After 20 years of operating a Little Caesars franchise, Sioux Falls Pizza Company, Inc. (“SFPC”) established its own pizza company at the same location. The franchise agreement had terminated, but the franchise alleged the former franchisee was using its proprietary trade secrets in its new business. Little Caesars claimed SFPC was stealing the company’s “Hot-N-Ready” pizza system and the specifications for how to let the dough rise, how to apply sauce and toppings, and how to cook and store the pizza.
Trade secrets must be protected as such to retain protected status under the law. Formulaic confidentiality agreements are not enough. A business must implement a trade secret protection plan that is reasonably likely to maintain the secrecy of the proprietary information. Companies should also ensure they are creating a culture of confidentiality in the workplace.

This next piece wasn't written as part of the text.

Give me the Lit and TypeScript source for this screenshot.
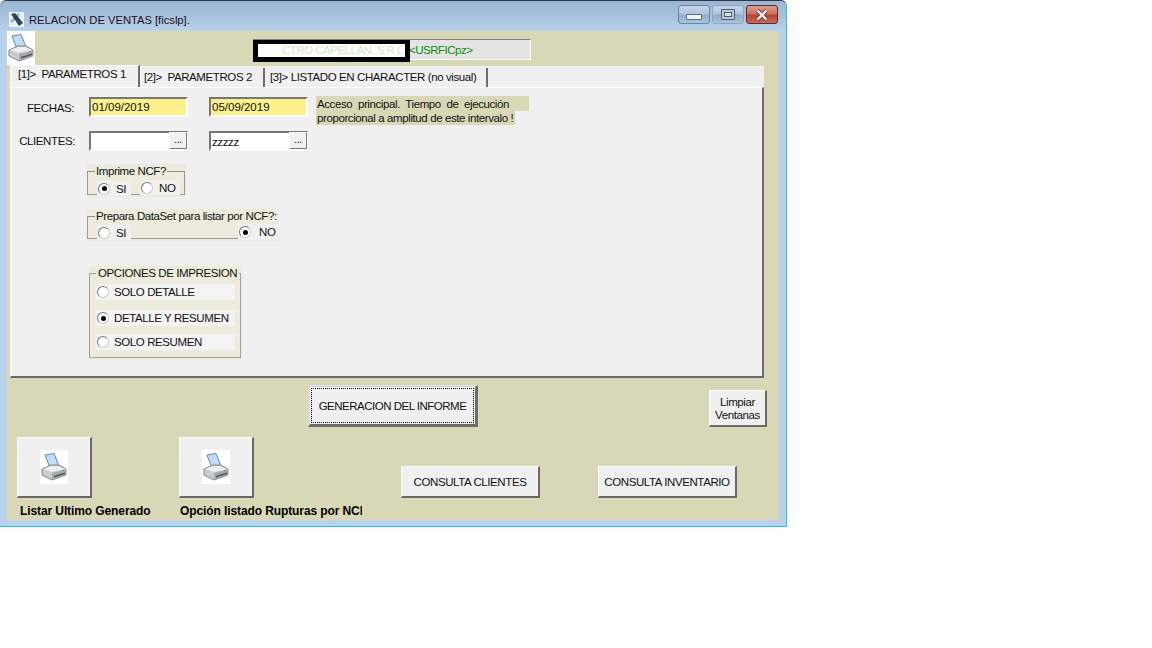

The franchise’s trade secret misappropriation clams were unsuccessful, largely in part to a finding by the court that Little Caesars did not do enough to protect whatever secrets it might have. Little Caesars did require its franchisees (the owners) to sign confidentiality agreements protecting proprietary business information, but required nothing from the franchisee’s employees. These employees, who made the dough, applied the toppings, cooked the product, and sold it to customers, had “the most detailed knowledge of Little Caesars’ system” but “had no duty or promise to keep that information confidential because they were not required to sign confidentiality agreements.”
Without such precautions, a company’s trade secrets will be available for anyone. Take the time to review your own trade secret protection program to ensure your confidential information is adequately protected and you have the best chance of success if you must use the court to enforce your rights.